Friday's tweet was the latest attack by Trump on Omar, one of the first Muslim women elected to Congress. It turned up the temperature after the president a week ago mocked the Minnesota lawmaker in a speech in Las Vegas to a Jewish Republican group.
Video: The remarks of the freshman member of Congress during an address to a Muslim rights organization spawned controversy, but it was just a snippet of a 20-minute speech. (Meg Kelly/The Washington Post)
In the latest incident, Trump posted a video to his 60 million Twitter followers that used a short snippet of an Omar speech followed by images of the burning Twin Towers in New York. The tweet is currently "pinned" to the top of Trump's Twitter feed, and has been shared 86,000 times.
Asked in a separate appearance on "Fox News Sunday" whether Trump is worried he was inciting violence against Muslims or Omar, 37, a Somali American who immigrated with her family to the U.S. as a teenager after living in a Kenyan refugee camp, Sanders said no. She blamed Democrats for refusing "to call her out" for what she termed anti-Semitic comments by Omar.
"Nothing could be further from the truth. The president is not trying to incite violence against anybody. He's actually speaking out against it," Sanders said on Fox, one of two appearances on Sunday talk shows. "The president will continue to call her out, call her out by name and he's not going to be ashamed nor should he be."

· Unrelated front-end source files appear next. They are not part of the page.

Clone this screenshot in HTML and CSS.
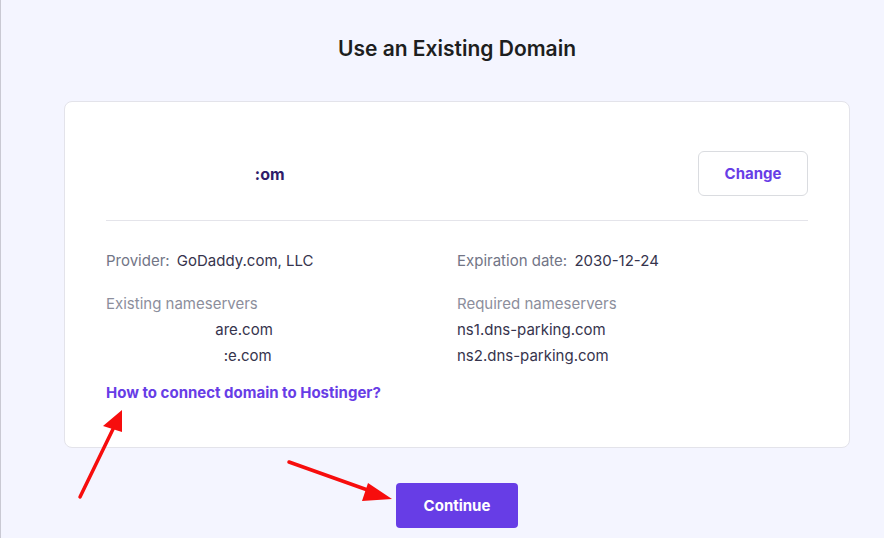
FILE: index.html
```html
<!DOCTYPE html>
<html>
<head>
<title>Use an Existing Domain</title>
<link rel="stylesheet" href="styles.css">
</head>
<body>
<div class="page">
  <h1 class="title">Use an Existing Domain</h1>

  <div class="card">
    <div class="domain-row">
      <span class="domain-name"><span class="hidden-part">mydomainnames.c</span>:om</span>
      <button class="change-button">Change</button>
    </div>

    <div class="details">
      <div class="detail-col">
        <p class="info-line"><span class="label">Provider:</span> <span class="value">GoDaddy.com, LLC</span></p>
        <p class="ns-label">Existing nameservers</p>
        <p class="ns-value"><span class="hidden-part">abcd.ns.cloudfl</span>are.com</p>
        <p class="ns-value"><span class="hidden-part">abcd.ns.cloudfla</span>:e.com</p>
      </div>
      <div class="detail-col">
        <p class="info-line"><span class="label">Expiration date:</span> <span class="value">2030-12-24</span></p>
        <p class="ns-label">Required nameservers</p>
        <p class="ns-value">ns1.dns-parking.com</p>
        <p class="ns-value">ns2.dns-parking.com</p>
      </div>
    </div>

    <a class="help-link" href="#">How to connect domain to Hostinger?</a>
  </div>

  <div class="actions">
    <button class="continue-button">Continue</button>
  </div>
</div>

<!-- annotation arrows drawn over the screenshot -->
<svg class="arrows" width="884" height="538" viewBox="0 0 884 538">
  <line x1="80" y1="497" x2="114" y2="427" stroke="#f70d0d" stroke-width="3.5" stroke-linecap="round"/>
  <polygon points="122,410 103,426 122,432" fill="#f70d0d"/>
  <line x1="289" y1="462" x2="376" y2="493" stroke="#f70d0d" stroke-width="3.5" stroke-linecap="round"/>
  <polygon points="392,499 368,483 362,501" fill="#f70d0d"/>
</svg>
</body>
</html>
```

FILE: styles.css
```css
body {
  margin: 0;
  background-color: #f4f5ff;
  border-left: 1px solid #c9c9d3;
  font-family: Inter, "DejaVu Sans", sans-serif;
  color: #36344d;
  height: 538px;
  box-sizing: border-box;
  overflow: hidden;
}

.page {
  width: 786px;
  margin-left: 63px;
  padding-top: 36px;
}

.title {
  margin: 0;
  text-align: center;
  font-size: 21px;
  font-weight: 600;
  color: #1d1e20;
  line-height: 26px;
  letter-spacing: 0;
}

.card {
  margin-top: 39px;
  background-color: #fff;
  border: 1px solid #e3e3ea;
  border-radius: 8px;
  padding: 49px 41px 45px 41px;
}

.domain-row {
  display: flex;
  align-items: center;
  justify-content: space-between;
  padding-bottom: 24px;
  border-bottom: 1px solid #e4e4ea;
}

.domain-name {
  font-size: 16px;
  font-weight: 700;
  color: #2f1c6a;
}

.hidden-part {
  color: transparent;
}

.change-button {
  width: 110px;
  height: 45px;
  background-color: #fff;
  border: 1px solid #dadce0;
  border-radius: 6px;
  font-family: inherit;
  font-size: 15px;
  font-weight: 700;
  color: #673de6;
}

.details {
  display: grid;
  grid-template-columns: 1fr 1fr;
  padding-top: 29px;
}

.detail-col p {
  margin: 0;
  font-size: 15px;
}

.info-line {
  line-height: 22px;
  margin-bottom: 19px !important;
}

.label {
  color: #727586;
}

.value {
  color: #36344d;
  margin-left: 3px;
}

.ns-label {
  color: #8c8e9c;
  line-height: 26px;
}

.ns-value {
  color: #36344d;
  line-height: 26px;
}

.help-link {
  display: inline-block;
  margin-top: 14px;
  font-size: 15px;
  font-weight: 700;
  color: #673de6;
  text-decoration: none;
}

.actions {
  display: flex;
  justify-content: center;
  margin-top: 35px;
}

.continue-button {
  width: 122px;
  height: 45px;
  background-color: #673de6;
  border: none;
  border-radius: 4px;
  font-family: inherit;
  font-size: 15px;
  font-weight: 700;
  color: #fff;
}

.arrows {
  position: absolute;
  left: 0;
  top: 0;
  pointer-events: none;
}
```
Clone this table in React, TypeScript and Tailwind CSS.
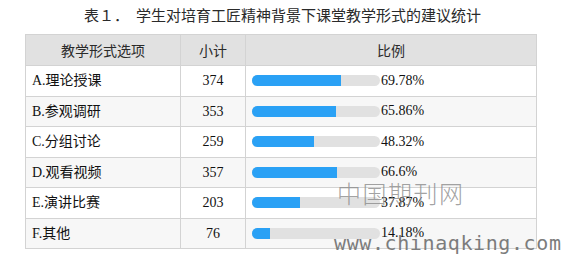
const rows = [
  { label: 'A.理论授课', count: 374, pct: 69.78 },
  { label: 'B.参观调研', count: 353, pct: 65.86 },
  { label: 'C.分组讨论', count: 259, pct: 48.32 },
  { label: 'D.观看视频', count: 357, pct: 66.6 },
  { label: 'E.演讲比赛', count: 203, pct: 37.87 },
  { label: 'F.其他', count: 76, pct: 14.18 },
]

const cjk = "font-['Noto_Sans_CJK_SC',sans-serif]"
const serif = "font-['Liberation_Serif','Noto_Sans_CJK_SC',serif]"

export default function App() {
  return (
    <div className="relative w-[565px] h-[256px] bg-white overflow-hidden text-black">
      {/* Title */}
      <div className={`h-[34px] pt-[5px] text-center text-[15px] leading-[20px] text-[#2a2a2a] ${cjk}`}>
        表１．<span className="ml-[7px]">学生对培育工匠精神背景下课堂教学形式的建议统计</span>
      </div>

      {/* Table */}
      <table className="ml-[25px] w-[512px] border-collapse table-fixed">
        <thead>
          <tr className="bg-[#e1e1e1] h-[31px]">
            <th className={`w-[155px] border border-[#d3d3d3] font-normal text-[14px] text-[#2a2a2a] ${cjk}`}>教学形式选项</th>
            <th className={`w-[65px] border border-[#d3d3d3] font-normal text-[14px] text-[#2a2a2a] ${cjk}`}>小计</th>
            <th className={`border border-[#d3d3d3] font-normal text-[14px] text-[#2a2a2a] ${cjk}`}>比例</th>
          </tr>
        </thead>
        <tbody>
          {rows.map((r, i) => (
            <tr key={r.label} className={`h-[30.5px] ${i % 2 === 1 ? 'bg-[#f7f7f7]' : 'bg-white'}`}>
              <td className={`border border-[#d3d3d3] pl-[6px] text-[14px] text-[#111] ${serif}`}>{r.label}</td>
              <td className={`border border-[#d3d3d3] text-center text-[14px] text-[#111] ${serif}`}>{r.count}</td>
              <td className="border border-[#d3d3d3] pl-[6px]">
                <div className="flex items-center">
                  <div className="w-[128px] h-[11px] rounded-full bg-[#e1e1e1] overflow-hidden">
                    <div className="h-full bg-[#2aa1f5]" style={{ width: `${r.pct}%` }} />
                  </div>
                  <span className={`ml-[1px] text-[14px] leading-none text-[#111] ${serif}`}>{r.pct}%</span>
                </div>
              </td>
            </tr>
          ))}
        </tbody>
      </table>

      {/* Watermark */}
      <div className={`absolute left-[337px] top-[181px] text-[24px] tracking-[1.5px] leading-none text-[#8a8a8a]/80 font-light ${cjk}`}>
        中国期刊网
      </div>
      <div className="absolute left-[334px] top-[233px] text-[20px] leading-none tracking-[0.6px] text-[#7c7c7c] font-['DejaVu_Sans_Mono',monospace]">
        www.chinaqking.com
      </div>
    </div>
  )
}
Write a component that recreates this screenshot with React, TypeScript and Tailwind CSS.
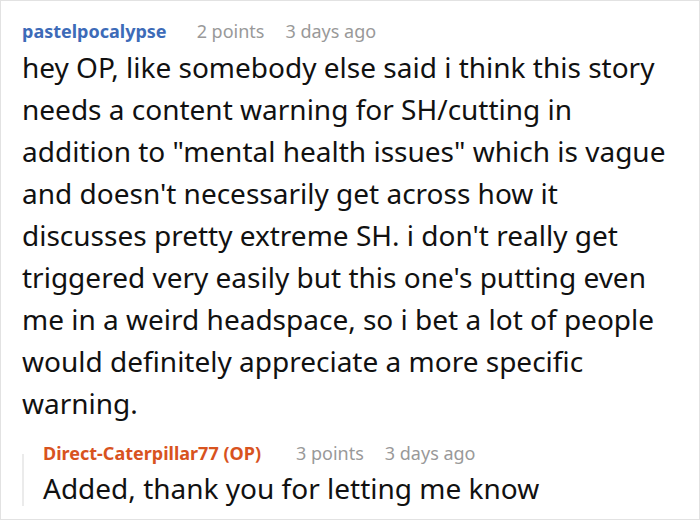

On April 5, a western New York man who told FBI agents that he "loves the President, and that he hates radical Muslims in our government," was arrested for threatening to murder Omar in a phone call to her office. Trump's comment to the Republican Jewish Coalition came a day later.
Omar sent a string of tweets on Saturday after Trump's Sept. 11 video, but she didn't address the president directly. In one she said that "no one person - no matter how corrupt, inept, or vicious - can threaten my unwavering love for America."
Video: Omar: 'I'm as American as everyone else'
Rep. Jerrold Nadler, D-N.Y., said Sunday that the snippet of Omar's speech used by Trump came from extended remarks about discrimination against Muslim Americans after the Sept. 11 attacks.
"She just said that, after that happened, it was used as an excuse for lots of discrimination and for withdrawal of civil liberties," Nadler, whose Congressional district includes lower Manhattan, site of the World Trade Center towers destroyed in 2001, said on CNN's "State of the Union."